## Work to do
Among the records that follow, count the lines with the string "screenshot"; report only that count.

Records contained in a dataset
+++

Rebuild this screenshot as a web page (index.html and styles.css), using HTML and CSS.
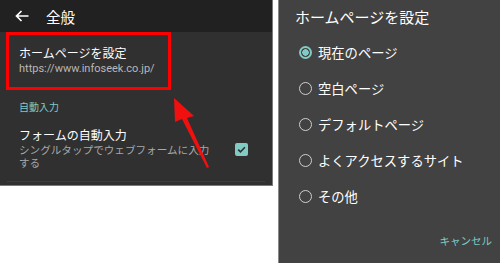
FILE: index.html
```html
<!DOCTYPE html>
<html lang="ja">
<head>
    <meta charset="UTF-8">
    <meta name="viewport" content="width=device-width, initial-scale=1.0">
    <title>ホームページを設定</title>
    <link rel="stylesheet" href="styles.css">
</head>
<body>
    <div class="page">
        <div class="settings">
            <div class="toolbar">
                <svg class="back" width="14" height="12" viewBox="0 0 14 12">
                    <path d="M13.5 6H1.5M6.5 1L1.5 6l5 5" fill="none" stroke="#fff" stroke-width="1.7"/>
                </svg>
                <span class="toolbar-title">全般</span>
            </div>
            <div class="pref pref-marked">
                <div class="pref-title">ホームページを設定</div>
                <div class="pref-url">https://www.infoseek.co.jp/</div>
            </div>
            <div class="category">自動入力</div>
            <div class="pref pref-check">
                <div class="pref-text">
                    <div class="pref-title">フォームの自動入力</div>
                    <div class="pref-summary">シングルタップでウェブフォームに入力する</div>
                </div>
                <div class="checkbox">
                    <svg width="13" height="13" viewBox="0 0 13 13">
                        <path d="M3.2 6.6l2.3 2.3 4.4-4.6" fill="none" stroke="#303030" stroke-width="1.6"/>
                    </svg>
                </div>
            </div>
            <div class="divider"></div>
            <svg class="pointer" width="60" height="80" viewBox="0 0 60 80">
                <polygon points="5,0 25,18 18,20 40,69 38,70 13,21 6,24" fill="#f01010"/>
            </svg>
        </div>
        <div class="dialog">
            <div class="dialog-title">ホームページを設定</div>
            <ul class="choices">
                <li class="choice checked"><span class="radio"></span>現在のページ</li>
                <li class="choice"><span class="radio"></span>空白ページ</li>
                <li class="choice"><span class="radio"></span>デフォルトページ</li>
                <li class="choice"><span class="radio"></span>よくアクセスするサイト</li>
                <li class="choice"><span class="radio"></span>その他</li>
            </ul>
            <div class="dialog-actions">
                <span class="cancel">キャンセル</span>
            </div>
        </div>
    </div>
</body>
</html>
```

FILE: styles.css
```css
body {
    margin: 0;
    background-color: #fff;
    font-family: "Noto Sans CJK JP", "Noto Sans", sans-serif;
    color: #fff;
}

.page {
    display: flex;
    align-items: flex-start;
    gap: 5px;
    height: 263px;
}

.settings {
    position: relative;
    width: 272px;
    background-color: #303030;
    border-right: 1px solid #7a7a7a;
    border-bottom: 1px solid #7a7a7a;
}

.toolbar {
    display: flex;
    align-items: center;
    height: 32px;
    padding-left: 15px;
    background-color: #212121;
}

.toolbar-title {
    margin-left: 17px;
    font-size: 14.5px;
}

.pref-marked {
    width: 139px;
    margin-left: 6px;
    padding: 9px 10px 10px;
    border: 3px solid #f00;
}

.pref-title {
    font-size: 12px;
    line-height: 17px;
}

.pref-url {
    font-family: Roboto, sans-serif;
    font-size: 11px;
    line-height: 16px;
    color: #b8b8b8;
}

.category {
    padding: 10px 0 0 19px;
    font-size: 10px;
    line-height: 14px;
    color: #80cbc4;
}

.pref-check {
    display: flex;
    align-items: center;
    padding: 12px 24px 0 19px;
}

.pref-text {
    width: 196px;
    flex: none;
}

.pref-summary {
    font-size: 10.6px;
    line-height: 13px;
    color: #a8a8a8;
}

.checkbox {
    width: 13px;
    height: 13px;
    margin-left: auto;
    margin-top: 3px;
    border-radius: 2px;
    background-color: #80cbc4;
}

.checkbox svg {
    display: block;
}

.divider {
    height: 1px;
    margin: 12px 7px 3px;
    background-color: #3d3d3d;
}

.pointer {
    position: absolute;
    left: 169px;
    top: 98px;
}

.dialog {
    flex: 1;
    height: 263px;
    display: flex;
    flex-direction: column;
    background-color: #424242;
    border-left: 1px solid #8a8a8a;
}

.dialog-title {
    padding: 7px 0 0 16px;
    font-size: 15px;
    line-height: 20px;
}

.choices {
    list-style: none;
    margin: 0;
    padding: 7px 0 0 20px;
}

.choice {
    display: flex;
    align-items: center;
    height: 36px;
    font-size: 13.3px;
}

.radio {
    box-sizing: border-box;
    width: 13px;
    height: 13px;
    margin-right: 6px;
    border: 1.5px solid #cfcfcf;
    border-radius: 50%;
}

.checked .radio {
    border: 2px solid #80cbc4;
    background: radial-gradient(circle, #80cbc4 3px, transparent 3.5px);
}

.dialog-actions {
    margin-top: auto;
    padding: 0 8px 13px 0;
    text-align: right;
}

.cancel {
    font-size: 10.5px;
    color: #80cbc4;
}
```
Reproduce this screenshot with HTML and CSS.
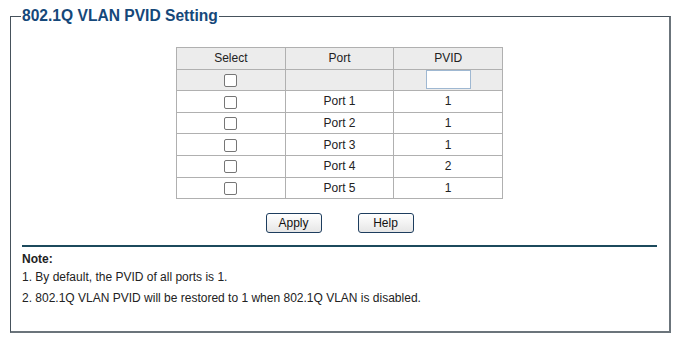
FILE: index.html
```html
<!DOCTYPE html>
<html lang="en">
<head>
    <meta charset="UTF-8">
    <meta name="viewport" content="width=device-width, initial-scale=1.0">
    <title>802.1Q VLAN PVID Setting</title>
    <link rel="stylesheet" href="styles.css">
</head>
<body>
    <fieldset class="panel">
        <legend>802.1Q VLAN PVID Setting</legend>

        <table class="pvid-table">
            <thead>
                <tr>
                    <th>Select</th>
                    <th>Port</th>
                    <th>PVID</th>
                </tr>
            </thead>
            <tbody>
                <tr class="filter-row">
                    <td><span class="checkbox"></span></td>
                    <td></td>
                    <td><span class="pvid-input"></span></td>
                </tr>
                <tr>
                    <td><span class="checkbox"></span></td>
                    <td>Port 1</td>
                    <td>1</td>
                </tr>
                <tr>
                    <td><span class="checkbox"></span></td>
                    <td>Port 2</td>
                    <td>1</td>
                </tr>
                <tr>
                    <td><span class="checkbox"></span></td>
                    <td>Port 3</td>
                    <td>1</td>
                </tr>
                <tr>
                    <td><span class="checkbox"></span></td>
                    <td>Port 4</td>
                    <td>2</td>
                </tr>
                <tr>
                    <td><span class="checkbox"></span></td>
                    <td>Port 5</td>
                    <td>1</td>
                </tr>
            </tbody>
        </table>

        <div class="actions">
            <button class="btn">Apply</button>
            <button class="btn">Help</button>
        </div>

        <div class="note">
            <p class="note-title">Note:</p>
            <p>1. By default, the PVID of all ports is 1.</p>
            <p>2. 802.1Q VLAN PVID will be restored to 1 when 802.1Q VLAN is disabled.</p>
        </div>
    </fieldset>
</body>
</html>
```

FILE: styles.css
```css
* {
    box-sizing: border-box;
    margin: 0;
    padding: 0;
}

body {
    font-family: 'Liberation Sans', Arial, sans-serif;
    font-size: 12px;
    color: #222;
    background: #fff;
    padding: 7px 0 0 10px;
}

.panel {
    width: 661px;
    height: 326px;
    border: 1px solid #46525c;
    border-right: 2px solid #6b747b;
    border-bottom: 2px solid #6b747b;
    padding: 0 12px 0 11px;
}

.panel legend {
    margin-left: -1px;
    padding: 0 1px;
    font-size: 15.6px;
    line-height: 18px;
    font-weight: bold;
    color: #15487a;
}

.pvid-table {
    margin: 22px auto 0;
    width: 327px;
    border-collapse: collapse;
    table-layout: fixed;
}

.pvid-table th,
.pvid-table td {
    border: 1px solid #b0b0b0;
    height: 21.6px;
    padding: 0;
    text-align: center;
    vertical-align: middle;
    font-weight: normal;
    line-height: 14px;
}

.pvid-table thead tr,
.filter-row {
    background: #ececec;
}

.checkbox {
    display: inline-block;
    width: 13px;
    height: 13px;
    border: 1px solid #767676;
    border-radius: 2px;
    background: #fff;
    vertical-align: middle;
}

.pvid-input {
    display: inline-block;
    width: 45px;
    height: 19px;
    border: 1px solid #9fb8d2;
    background: #fff;
    vertical-align: middle;
}

.actions {
    display: flex;
    justify-content: center;
    gap: 36px;
    margin-top: 14px;
}

.btn {
    width: 56px;
    height: 20px;
    font-family: 'Liberation Sans', Arial, sans-serif;
    font-size: 12px;
    color: #111;
    border: 1px solid #1d3d5e;
    border-radius: 3px;
    background: linear-gradient(#ffffff, #e6e6e6);
    cursor: pointer;
}

.note {
    margin-top: 12px;
    border-top: 2px solid #1c4a5c;
    padding-top: 5px;
}

.note p {
    line-height: 21px;
}

.note-title {
    font-weight: bold;
    font-size: 12px;
    line-height: 15px !important;
}
```
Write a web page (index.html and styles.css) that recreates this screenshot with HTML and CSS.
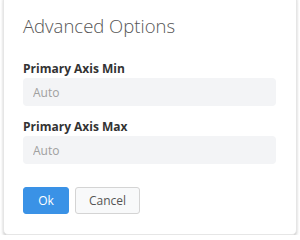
FILE: index.html
```html
<!DOCTYPE html>
<html lang="en">
<head>
    <meta charset="UTF-8">
    <meta name="viewport" content="width=device-width, initial-scale=1.0">
    <title>Advanced Options</title>
    <link rel="stylesheet" href="styles.css">
</head>
<body>
    <div class="dialog">
        <h1>Advanced Options</h1>
        <div class="form-group">
            <label for="axisMin">Primary Axis Min</label>
            <input type="text" id="axisMin" placeholder="Auto">
        </div>
        <div class="form-group">
            <label for="axisMax">Primary Axis Max</label>
            <input type="text" id="axisMax" placeholder="Auto">
        </div>
        <div class="actions">
            <button class="btn btn-primary">Ok</button>
            <button class="btn btn-default">Cancel</button>
        </div>
    </div>
</body>
</html>
```

FILE: styles.css
```css
body {
    font-family: "Open Sans", sans-serif;
    background: #fff;
    margin: 0;
    padding: 0;
}

.dialog {
    background: #fff;
    margin: -6px 3px 0 3px;
    height: 241px;
    box-sizing: border-box;
    padding: 18px 20px 0 19px;
    border: 1px solid #e6e6e6;
    border-radius: 5px;
    box-shadow: 0 2px 3px rgba(0, 0, 0, 0.2);
}

h1 {
    font-size: 18.5px;
    font-weight: 300;
    color: #555;
    margin: 0 0 22px 0;
    line-height: 25px;
}

.form-group {
    margin-bottom: 12px;
}

label {
    display: block;
    font-size: 12px;
    font-weight: 700;
    color: #333;
    margin-bottom: 1px;
    line-height: 17px;
}

input {
    display: block;
    width: 100%;
    box-sizing: border-box;
    height: 28px;
    padding: 0 10px;
    border: none;
    border-radius: 4px;
    background: #f3f4f6;
    font-family: "Open Sans", sans-serif;
    font-size: 12px;
    color: #333;
}

input::placeholder {
    color: #a0a0a0;
}

.actions {
    display: flex;
    gap: 6px;
    margin-top: 23px;
}

.btn {
    height: 27px;
    border-radius: 3px;
    font-family: "Open Sans", sans-serif;
    font-size: 12px;
    cursor: pointer;
}

.btn-primary {
    width: 46px;
    background: #3a92e6;
    border: 1px solid #3a92e6;
    color: #fff;
}

.btn-default {
    width: 65px;
    background: #f8f9fa;
    border: 1px solid #d4d4d4;
    color: #555;
}
```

+++

## Task output
3